Nitin Motwani, managing principal of Miami Worldcenter Associates, said in most of his projects, he doesn’t have to worry about water, sewer and other infrastructure upgrades. But in Park West, he said neither the city, county, nor the CRA wanted to guarantee bonds to improve the area not just on the site of the project but also around it, so the developers said they’d do it — with their own property tax dollars.
Even then, Motwani said the tax rebates won’t fully cover the cost of financing the upgrades, and that’s why Worldcenter is seeking the creation of a community development district.

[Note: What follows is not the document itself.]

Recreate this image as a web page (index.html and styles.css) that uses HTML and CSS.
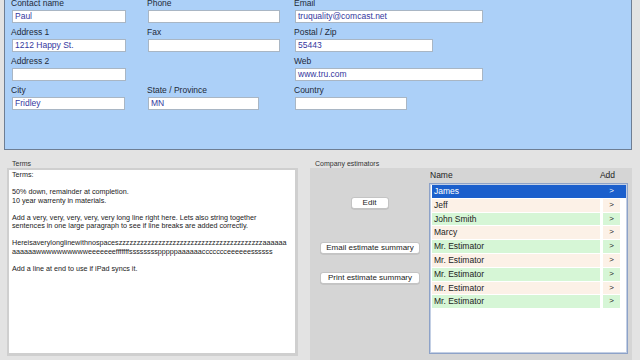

“The problem is there’s nothing to hook up to,” Motwani said. “So even when we set up Venture Hive [a one-story tech office on Second Avenue], we had to go in and improve the infrastructure for the bathrooms and plumbing because the infrastructure was so bad.”
As for hiring goals, Motwani said Worldcenter Associates still hope to hire locally as much as possible, calling the requirements in the incentive agreement a “floor” and not a ceiling. But concerns about the amount of ongoing construction and available labor in Overtown — there are about as many construction jobs available as there are people in Overtown — led to the language in the subsidy deal.
“It’s exponentially cheaper for us to employ folks from Miami-Dade County,” Motwani said. “Our contractors want it because it makes their costs lower. We want it because it all rolls back to the developer in the end. Everyone is aligned in trying to prioritize Miami-Dade hiring.”
The scrutiny isn’t likely to die down any time soon. Next month, county commissioners are expected to debate the creation of the Miami Worldcenter Community Development District. And on June 3, the city and CRA were sued by developer Martin Margulies, who is seeking to throw out the subsidy agreement.
In the meantime, MDM Group, the developer behind the expo center and 1,800-room Marriott hotel, may ask for its own, more substantial financing package, no doubt heightening the scrutiny of how Miami officials and developers use property taxes. MDM representatives continue to say that they haven’t determined whether to seek the money from the CRA.